It definitely wasn’t ideal, but we made the most of it. Our hotel was conveniently located across from the train station but inconveniently located about 30 minutes away from everything else. We stopped for meal, gelato, and coffee breaks as we meandered our way to the Rialto and Saint Mark’s Square areas.
Jonathan was mega impressed with the mosaics inside of Saint Mark’s cathedral so we took a well-deserved break from the elements to gawk at the meticulous artwork.
There was no improvement in weather for our final day in Venice so again we spent most of our time huddled inside a café, sipping on 13 dollar hot chocolates.
Yes, we noticed a price jump between Tuscany and Venice almost immediately. Gone were the 9 Euro pitchers of wine and bargaining on prices in the market. Also the simple and affordable Tuscan food was replaced by mostly more expensive seafood options. Venice let’s its tourist flag fly, and that’s reflected in a steep cost of living/visiting.
Still, we forked over the cash because sitting in a cozy coffee bar sipping a hot drink was much more pleasant than facing the wind and rain outside. And plus, we needed to patron the cafés in order to use their restrooms. We hunted down a public restroom near St. Mark’s square and were mortified to see a 1.50 euro price tag on the door.
Um, we’d rather spend 20 euros at the coffee shop, thankyouverymuch.
But then we just ended up in this cycle of bladder relief.
1)Fork over 20 bucks at the coffee shop.
2)Use the restroom.
3)Drink your coffee.
5) Need to use the restroom 30 minutes after leaving due to the coffee you just ingested.

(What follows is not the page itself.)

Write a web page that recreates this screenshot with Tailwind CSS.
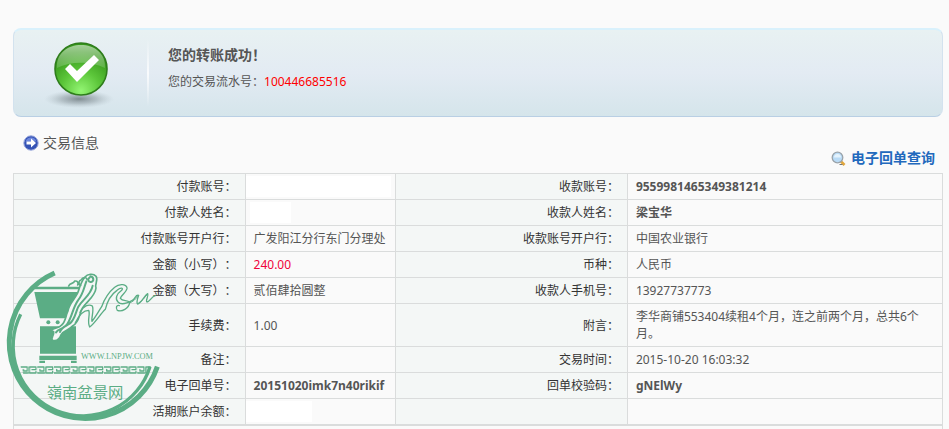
<!DOCTYPE html>
<html lang="zh-CN">
<head>
  <meta charset="UTF-8">
  <meta name="viewport" content="width=device-width, initial-scale=1.0">
  <title>转账成功</title>
  <script src="https://cdn.jsdelivr.net/npm/@tailwindcss/browser@4"></script>
</head>
<body class="bg-[#fafafa] font-['Noto_Sans','Noto_Sans_CJK_SC',sans-serif] text-xs leading-[17px] text-[#555] [text-spacing-trim:space-all]">
  <main class="relative flex min-h-screen flex-col pt-7 pr-[6px] pl-[13px]">

    <!-- Result banner -->
    <section class="flex h-[89px] items-center rounded-lg border border-t-2 border-[#d3e2ee] border-t-[#d9f1fc] border-b-[#b9cfe4] bg-linear-to-b from-[#e8f1f2] via-[#e3ebf3] to-[#d5e5eb]">
      <div class="flex w-[133px] justify-center">
        <svg class="h-[75px] w-20" viewBox="0 0 80 75" aria-hidden="true">
          <defs>
            <radialGradient id="shadow">
              <stop offset="0" stop-color="#6f7b80" stop-opacity=".85"/>
              <stop offset=".5" stop-color="#8a979d" stop-opacity=".5"/>
              <stop offset="1" stop-color="#b0bec5" stop-opacity="0"/>
            </radialGradient>
            <radialGradient id="ball" cx=".5" cy=".92" r=".75">
              <stop offset="0" stop-color="#93f573"/>
              <stop offset=".5" stop-color="#5cc63a"/>
              <stop offset="1" stop-color="#35961a"/>
            </radialGradient>
            <linearGradient id="gloss" x1="0" y1="0" x2="0" y2="1">
              <stop offset="0" stop-color="#fff" stop-opacity=".55"/>
              <stop offset="1" stop-color="#fff" stop-opacity=".15"/>
            </linearGradient>
          </defs>
          <ellipse cx="38" cy="63" rx="35" ry="9" fill="url(#shadow)"/>
          <circle cx="40" cy="33" r="26" fill="url(#ball)" stroke="#2f7d1c" stroke-width="1.6"/>
          <path d="M16 32C15 17 27 9 40 9s25 8 24 23c-12-6-33-8-48 0z" fill="url(#gloss)"/>
          <path d="M24 33l5-5 7 7 17-16 5 5-22 22z" fill="#fff"/>
        </svg>
      </div>
      <div class="h-[68px] w-[2px] bg-linear-to-b from-white/0 via-white/80 to-white/0"></div>
      <div class="pb-3 pl-[19px]">
        <h1 class="text-sm leading-5 font-bold">您的转账成功！</h1>
        <p class="mt-2">您的交易流水号：<span class="text-[#f00]">100446685516</span></p>
      </div>
    </section>

    <header class="flex h-14 justify-between pr-2 pl-[10px]">
      <h2 class="flex items-center gap-1 self-start pt-4 text-sm leading-5">
        <svg class="size-4" viewBox="0 0 16 16" aria-hidden="true">
          <circle cx="8" cy="8" r="7.2" fill="#3553b5" stroke="#9aa8dc"/>
          <path d="M2.5 6.5a5.8 5.8 0 0 1 11 0z" fill="#6d87dc"/>
          <path d="M3.500 6.500h4.500V3.500L13 8l-5 4.500v-3H3.500z" fill="#fff"/>
        </svg>
        交易信息
      </h2>
      <a href="#" class="flex items-center gap-[5px] self-end pb-[5px] text-sm leading-5 font-bold text-[#2269bd]">
        <svg class="size-[15px]" viewBox="0 0 15 15" aria-hidden="true">
          <path d="M9.500 10l4 4" stroke="#e0a63c" stroke-width="2.600"/>
          <path d="M8.500 13.500h3" stroke="#777" stroke-width="1"/>
          <circle cx="6.500" cy="6.500" r="5.300" fill="#b9dbf6" stroke="#9aa3aa" stroke-width="1.300"/>
          <path d="M3 6.500a3.500 3.500 0 0 1 7 0z" fill="#e4f3fd"/>
        </svg>
        电子回单查询
      </a>
    </header>

    <div class="grow border-x border-t border-[#dadcdc]">
      <table class="w-full table-fixed border-collapse [&_td]:border-l [&_td]:border-[#dadcdc] [&_td]:py-1 [&_td]:pr-1 [&_td]:pl-2 [&_td:last-child]:pr-4 [&_th]:border-[#dadcdc] [&_th]:bg-[#f4f7f6] [&_th]:px-2 [&_th]:py-1 [&_th]:text-right [&_th]:font-normal [&_th]:text-[#333] [&_td+th]:border-l [&_tr]:border-b [&_tr]:border-[#dadcdc]">
        <colgroup>
          <col class="w-[24.9%]">
          <col class="w-[16.2%]">
          <col class="w-[25%]">
          <col class="w-[33.9%]">
        </colgroup>
        <tbody>
          <tr>
            <th scope="row">付款账号：</th>
            <td><span class="-my-[2px] -ml-[9px] block h-[21px] w-[146px] bg-white"></span></td>
            <th scope="row">收款账号：</th>
            <td class="font-bold">9559981465349381214</td>
          </tr>
          <tr>
            <th scope="row">付款人姓名：</th>
            <td><span class="-my-[2px] -ml-1 block h-[21px] w-[41px] bg-white"></span></td>
            <th scope="row">收款人姓名：</th>
            <td class="font-bold">梁宝华</td>
          </tr>
          <tr>
            <th scope="row">付款账号开户行：</th>
            <td>广发阳江分行东门分理处</td>
            <th scope="row">收款账号开户行：</th>
            <td>中国农业银行</td>
          </tr>
          <tr>
            <th scope="row">金额（小写）：</th>
            <td class="text-[#f0033c]">240.00</td>
            <th scope="row">币种：</th>
            <td>人民币</td>
          </tr>
          <tr>
            <th scope="row">金额（大写）：</th>
            <td>贰佰肆拾圆整</td>
            <th scope="row">收款人手机号：</th>
            <td>13927737773</td>
          </tr>
          <tr>
            <th scope="row">手续费：</th>
            <td>1.00</td>
            <th scope="row">附言：</th>
            <td>李华商铺553404续租4个月，连之前两个月，总共6个月。</td>
          </tr>
          <tr>
            <th scope="row">备注：</th>
            <td></td>
            <th scope="row">交易时间：</th>
            <td>2015-10-20 16:03:32</td>
          </tr>
          <tr>
            <th scope="row">电子回单号：</th>
            <td class="font-bold">20151020imk7n40rikif</td>
            <th scope="row">回单校验码：</th>
            <td class="font-bold">gNElWy</td>
          </tr>
          <tr>
            <th scope="row">活期账户余额：</th>
            <td><span class="-my-[2px] -ml-2 block h-[21px] w-[66px] bg-white"></span></td>
            <th></th>
            <td></td>
          </tr>
        </tbody>
      </table>
      <div class="border-t border-[#dadcdc]"></div>
    </div>

    <!-- Watermark stamp -->
    <svg class="pointer-events-none absolute bottom-0 left-0 h-[169px] w-[170px]" viewBox="0 0 510 507" fill="none" stroke="#5bad85" stroke-linecap="round" stroke-linejoin="round" role="img" aria-label="嶺南盆景网">
      <defs>
        <pattern id="meander" x="62" y="318" width="50" height="24" patternUnits="userSpaceOnUse">
          <path d="M0 3h20v12H8v-5M0 21h22M26 21V3h20v8H34M26 21h20v-5" stroke="#5bad85" stroke-width="4" fill="none"/>
        </pattern>
      </defs>
      <g stroke-linecap="butt">
        <path d="M164 39A228 228 0 1 0 472 320" stroke-width="15"/>
        <path d="M62 163A210 210 0 1 0 450 320" stroke-width="10"/>
      </g>
      <g fill="#5bad85" stroke="none">
        <path d="M98 80h150v8H96zM103 96h139l-20 79H120zM120 199h108v82H120zM118 287h112v13H118zM118 302h17v7h-17zM213 302h17v7h-17z"/>
        <circle cx="145" cy="187" r="6"/>
        <circle cx="173" cy="187" r="6"/>
      </g>
      <!-- trunk -->
      <path d="M255 51C262 42 280 39 288 49C296 60 283 72 288 84C286 108 263 122 248 143C235 167 239 184 219 197C207 211 191 211 184 223C179 236 170 245 158 241C151 235 163 226 161 215L153 211C165 201 176 207 184 196C198 185 196 169 204 153C207 131 224 119 233 99C239 84 241 68 255 51z" fill="#f4f7f6" stroke-width="5"/>
      <path d="M271 49c11 2 12 15 2 17c-9 1-11-10-4-13M259 64c-8 22-10 39-25 57c-16 23-17 47-31 69c-9 18-27 15-35 27M278 77c-5 28-29 40-43 63c-9 18-10 39-26 51c-12 8-24 9-29 25" stroke-width="6"/>
      <path d="M242 76c-8-3-6-14 2-17c5-10 16-7 17-1M206 78c4-11 15-5 18-15c9-1 12 5 9 12" stroke-width="5"/>
      <!-- branch -->
      <path d="M226 188C239 161 255 151 266 151C272 162 260 183 269 201C285 190 300 163 316 148C322 123 335 102 351 91C364 80 371 84 365 91C350 102 344 116 354 126C365 138 388 126 397 121C407 116 406 103 416 106C411 119 409 132 414 132C426 126 433 107 443 101C447 109 435 122 441 126C449 126 454 110 466 107" stroke-width="4"/>
      <path d="M240 157C249 138 267 131 277 138C283 151 273 173 276 184C286 172 295 155 305 140C313 118 326 97 344 82C358 69 383 72 381 86C378 98 366 103 361 115C369 126 383 118 389 128C386 146 366 156 352 151C346 143 350 134 358 137" stroke-width="4"/>
      <path d="M388 129c13-4 19-13 25-19M416 129c11-6 18-17 25-25" stroke-width="3"/>
      <path d="M60 318h393l-12 24H70z" fill="url(#meander)" stroke="none"/>
      <g fill="#5bad85" stroke="none">
        <text x="243" y="298" font-family="Liberation Serif, serif" font-size="25">WWW.LNPJW.COM</text>
        <text x="140" y="414" font-family="Noto Sans CJK TC, sans-serif" font-size="46">嶺南盆景网</text>
      </g>
    </svg>
  </main>
</body>
</html>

6) Hunt down another coffee shop and repeat steps 1-6.
So maybe it was more economical to use the public restroom in the first place, but it simply goes against everything that I stand for. Back to Venice…
As our final day was winding down, we still hadn’t gone on a gondola ride. Gondola rides are pretty expensive and Jonathan wasn’t sure if sitting out in a boat over rough water with the terrible weather outside was worth the price. After some soul searching and a bit of peer pressure, I finally convinced him to splurge. After all, who knows if we’d ever return to Venice again?

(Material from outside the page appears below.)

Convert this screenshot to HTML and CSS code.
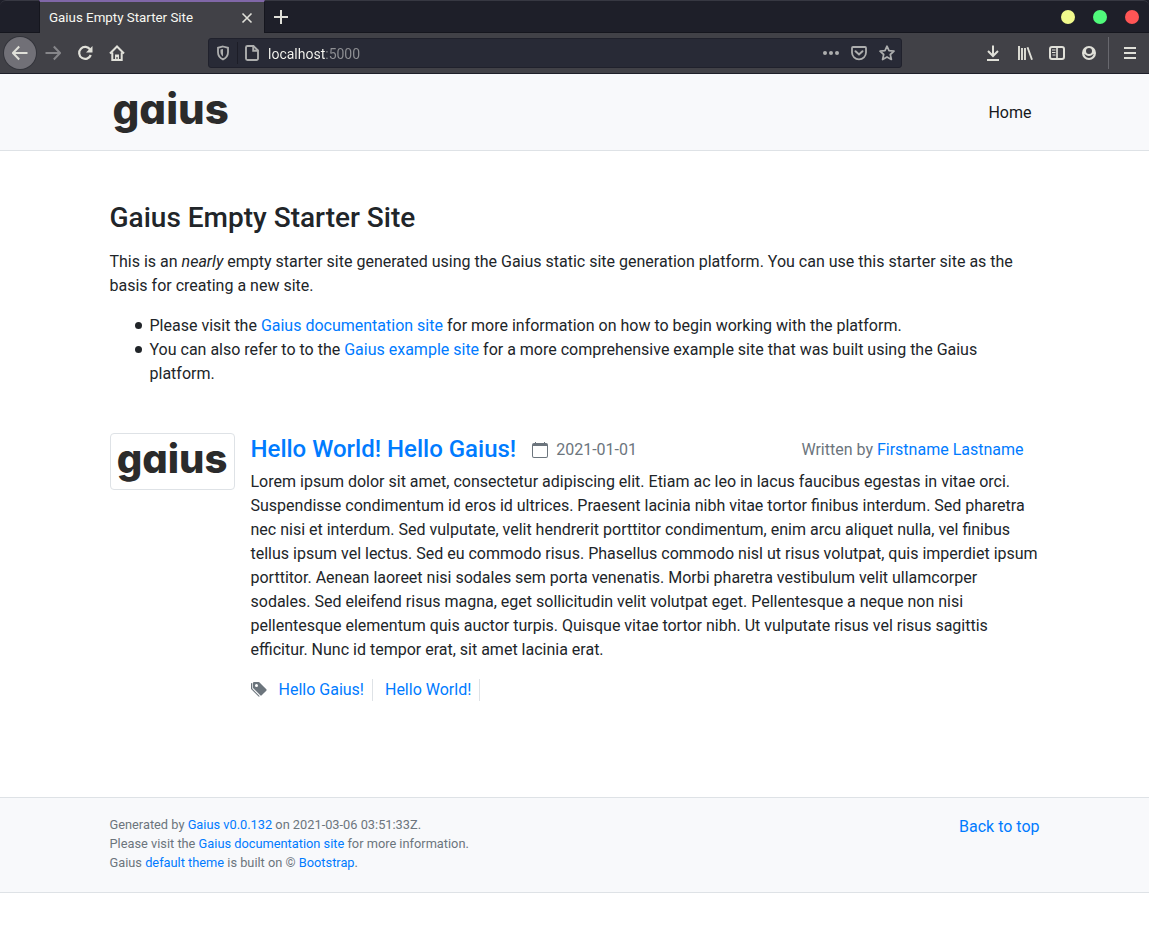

Due to the low December crowds and the awful weather, we negotiated a deal for a short gondola ride through the famous canals. It was cold, but beautiful, and truly romantic.
And we probably ended up in every tourist’s photos because they were lined up on the bridges taking pictures of us. They most likely thought I was Jennifer Aniston. It happens a lot.

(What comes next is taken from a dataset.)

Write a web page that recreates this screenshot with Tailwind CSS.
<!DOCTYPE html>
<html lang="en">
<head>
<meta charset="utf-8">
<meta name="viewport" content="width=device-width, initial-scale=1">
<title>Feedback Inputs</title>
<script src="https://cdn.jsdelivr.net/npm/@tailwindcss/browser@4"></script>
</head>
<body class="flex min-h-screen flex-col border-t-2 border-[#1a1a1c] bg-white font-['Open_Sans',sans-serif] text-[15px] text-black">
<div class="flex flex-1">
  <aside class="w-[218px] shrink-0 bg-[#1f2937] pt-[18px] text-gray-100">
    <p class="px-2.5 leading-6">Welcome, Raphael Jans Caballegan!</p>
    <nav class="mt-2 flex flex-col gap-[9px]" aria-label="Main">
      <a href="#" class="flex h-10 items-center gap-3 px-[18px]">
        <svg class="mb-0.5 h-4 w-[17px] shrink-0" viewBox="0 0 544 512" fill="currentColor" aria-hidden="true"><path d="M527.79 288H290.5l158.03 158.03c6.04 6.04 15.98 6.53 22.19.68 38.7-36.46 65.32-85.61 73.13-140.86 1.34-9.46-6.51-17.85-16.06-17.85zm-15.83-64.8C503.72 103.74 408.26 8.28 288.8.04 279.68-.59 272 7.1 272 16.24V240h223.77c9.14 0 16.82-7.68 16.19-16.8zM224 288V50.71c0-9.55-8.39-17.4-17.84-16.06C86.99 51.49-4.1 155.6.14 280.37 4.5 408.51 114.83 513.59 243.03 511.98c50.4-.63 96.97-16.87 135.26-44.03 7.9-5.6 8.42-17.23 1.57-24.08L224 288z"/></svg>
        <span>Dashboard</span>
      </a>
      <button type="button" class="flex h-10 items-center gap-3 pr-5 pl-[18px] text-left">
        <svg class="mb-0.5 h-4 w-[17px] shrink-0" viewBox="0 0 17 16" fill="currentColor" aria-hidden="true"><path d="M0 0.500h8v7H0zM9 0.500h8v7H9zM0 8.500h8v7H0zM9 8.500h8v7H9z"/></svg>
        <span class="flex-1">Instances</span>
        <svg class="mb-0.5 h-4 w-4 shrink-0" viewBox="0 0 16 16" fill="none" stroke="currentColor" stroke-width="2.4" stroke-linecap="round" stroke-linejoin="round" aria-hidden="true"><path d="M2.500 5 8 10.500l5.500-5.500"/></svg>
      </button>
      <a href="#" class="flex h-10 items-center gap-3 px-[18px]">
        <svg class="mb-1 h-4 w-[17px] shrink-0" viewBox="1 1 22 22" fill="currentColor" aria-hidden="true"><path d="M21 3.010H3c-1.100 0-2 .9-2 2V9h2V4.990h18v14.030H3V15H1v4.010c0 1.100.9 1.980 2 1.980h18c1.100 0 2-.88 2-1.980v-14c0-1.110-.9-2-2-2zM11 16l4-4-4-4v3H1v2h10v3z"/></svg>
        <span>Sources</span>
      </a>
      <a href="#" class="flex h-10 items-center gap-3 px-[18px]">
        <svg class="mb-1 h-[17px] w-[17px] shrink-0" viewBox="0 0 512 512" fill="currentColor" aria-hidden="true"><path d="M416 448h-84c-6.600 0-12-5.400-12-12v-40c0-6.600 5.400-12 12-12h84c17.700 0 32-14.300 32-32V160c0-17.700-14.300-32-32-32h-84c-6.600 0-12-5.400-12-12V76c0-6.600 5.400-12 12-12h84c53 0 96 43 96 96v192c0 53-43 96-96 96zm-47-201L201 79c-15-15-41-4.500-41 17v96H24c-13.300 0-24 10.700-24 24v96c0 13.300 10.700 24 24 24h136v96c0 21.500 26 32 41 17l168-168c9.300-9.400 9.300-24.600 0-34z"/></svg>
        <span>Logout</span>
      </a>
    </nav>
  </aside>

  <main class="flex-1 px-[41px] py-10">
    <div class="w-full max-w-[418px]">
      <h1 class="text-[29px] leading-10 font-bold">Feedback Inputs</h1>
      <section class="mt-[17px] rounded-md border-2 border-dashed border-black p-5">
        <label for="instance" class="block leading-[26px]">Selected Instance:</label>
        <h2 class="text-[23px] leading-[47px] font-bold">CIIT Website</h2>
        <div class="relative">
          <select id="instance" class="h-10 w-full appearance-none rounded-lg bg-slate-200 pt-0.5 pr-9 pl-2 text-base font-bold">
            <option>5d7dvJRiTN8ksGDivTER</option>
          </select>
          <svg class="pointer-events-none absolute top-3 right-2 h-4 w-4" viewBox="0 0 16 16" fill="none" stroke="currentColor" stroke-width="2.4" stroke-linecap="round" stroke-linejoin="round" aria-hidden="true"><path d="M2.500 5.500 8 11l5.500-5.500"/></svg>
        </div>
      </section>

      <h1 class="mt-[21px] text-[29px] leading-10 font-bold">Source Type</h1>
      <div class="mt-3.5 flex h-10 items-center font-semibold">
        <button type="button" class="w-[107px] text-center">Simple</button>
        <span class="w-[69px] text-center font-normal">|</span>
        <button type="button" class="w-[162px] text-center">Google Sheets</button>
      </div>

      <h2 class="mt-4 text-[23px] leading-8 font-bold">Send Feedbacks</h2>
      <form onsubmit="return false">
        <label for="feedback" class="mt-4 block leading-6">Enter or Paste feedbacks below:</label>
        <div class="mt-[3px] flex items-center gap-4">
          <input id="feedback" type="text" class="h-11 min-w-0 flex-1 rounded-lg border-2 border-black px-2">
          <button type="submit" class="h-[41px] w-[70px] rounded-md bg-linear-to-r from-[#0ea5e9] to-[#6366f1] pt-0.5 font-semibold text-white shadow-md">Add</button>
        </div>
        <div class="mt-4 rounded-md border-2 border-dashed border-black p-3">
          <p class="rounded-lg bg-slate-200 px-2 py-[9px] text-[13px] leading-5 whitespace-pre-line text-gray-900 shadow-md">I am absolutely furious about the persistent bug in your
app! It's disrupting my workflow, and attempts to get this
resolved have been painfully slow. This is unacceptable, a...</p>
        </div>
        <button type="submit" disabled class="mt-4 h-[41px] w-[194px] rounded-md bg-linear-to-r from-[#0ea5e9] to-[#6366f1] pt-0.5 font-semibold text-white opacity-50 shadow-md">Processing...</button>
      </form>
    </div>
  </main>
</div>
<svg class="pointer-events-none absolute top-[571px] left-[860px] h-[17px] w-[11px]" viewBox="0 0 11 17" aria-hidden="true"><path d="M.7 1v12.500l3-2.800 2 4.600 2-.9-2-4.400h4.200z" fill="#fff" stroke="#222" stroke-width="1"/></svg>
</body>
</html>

The boat ride gave us a unique vantage point from which to tour the city and even the foggy atmosphere leant a bit of mystique and romance to the whole thing.
Here’s some video I snapped to give you an idea of what we were seeing (notice the people snapping pictures on the bridge).
We finished off the night with Tiramisu and then headed back to our hotel for an early train ride back to Florence. During our final dinner, we did our usual inventory of the trip. Jonathan and I both agreed that our time in Siena was our favorite, the food in Florence was the best, and the weather in Venice was the worst... ever…in the world.But you know that a city is outrageously charming when it charges 1.50 euros for a public restroom, 11 Euros for hot chocolate, an obscene amount for a sea-sickness inducing gondola ride, has weather on par with what we were trying to escape in Aberdeen, and yet…we loved it. We absolutely loved it.
First off, it’s more photogenic than even Miss Aniston. It’s probably one of the most unique cities in the world. I wouldn’t visit it expecting the mecca of Italian culture, fashion, art, food, or wine, but yet, you simply have to go. It can’t be missed. It’s something out of a dream.
We took the Train out Sunday morning, had one last meal at *cough* McDonald’s *cough* before cabbing it to the Florence airport.
Arrivederci, Italy! I hope to see you again very very soon.